N. Popp1,2, K. Lannert3, J. Johnsen3,4, D. Fowler1,5
1University of Washington School of Medicine, Department of Genome Sciences, Seattle, United States, 2University of Washington School of Medicine, Medical Scientist Training Program, Seattle, United States, 3Bloodworks Northwest, Seattle, United States, 4University of Washington School of Medicine, Department of Medicine, Division of Hematology, Seattle, United States, 5University of Washington School of Medicine, Department of Bioengineering, Seattle, United States

Main Topic: Coagulation and Anticoagulation
Category: FVIII/IX

Background: γ-carboxylation of the GLA domain of Factor IX (FIX) is required for its activation and participation in the coagulation cascade. Previous work has shown that A37T, which lies in the carboxylation recognition motif, leads to warfarin sensitivity. Furthermore, many variants within the GLA domain have been identified in patients with hemophilia B, but the mechanism of dysfunction remains unknown. The presumed processive nature of the carboxylation process leads us to hypothesize that variants within and around the GLA domain may directly interfere with γ-carboxylation and thus lead to disease.
Aims: To determine whether and how variants from patients with hemophilia B impact carboxylation.
Methods: A cell-based reporter consisting of a Tet-inducible promoter, prothrombin signaling peptide, the FIX GLA domain, and a transmembrane domain was genomically integrated into HEK293T cells using Bxb1 recombinase. After integration, cells expressing variant or wildtype FIX GLA domain at their cell surface were incubated with 50nM vitamin K +/- 100 µM warfarin, stained with a APC-conjugated FIX carboxylation-specific antibody, and then analyzed using flow cytometry in triplicate. For variant comparison, the median of each fluorescence measurement was taken and scaled such that warfarin-treated cells were zero and wildtype cells were one.

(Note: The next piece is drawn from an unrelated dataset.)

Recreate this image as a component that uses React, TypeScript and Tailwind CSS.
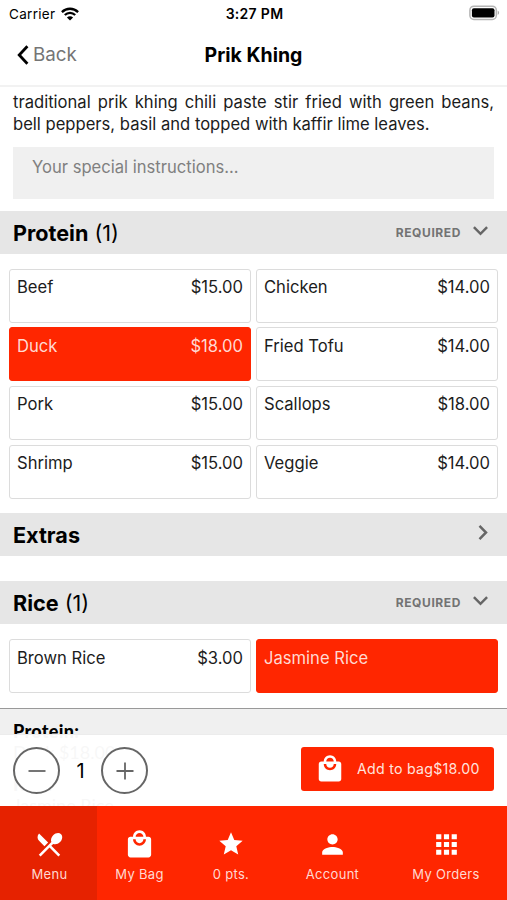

Results: Cells expressing GLA domain variants from patients with hemophilia B showed complete or near complete loss of carboxylation. Variant E79A, isolated from a patient with moderate hemophilia, showed the highest γ-carboxylation of any variant, approximately 25% of wildtype. Another variant from a patient with severe hemophilia at the same site, E79K was indistinguishable from warfarin-treated FIX.
Conclusions: We employed a reporter assay for FIX variants to test their effect on the degree of carboxylation, and by proxy, pro-coagulant activity. Variants from patients with hemophilia B show a quantitative loss in the degree of carboxylation that appears to correlate with disease severity, indicating a potential loss of function mechanism.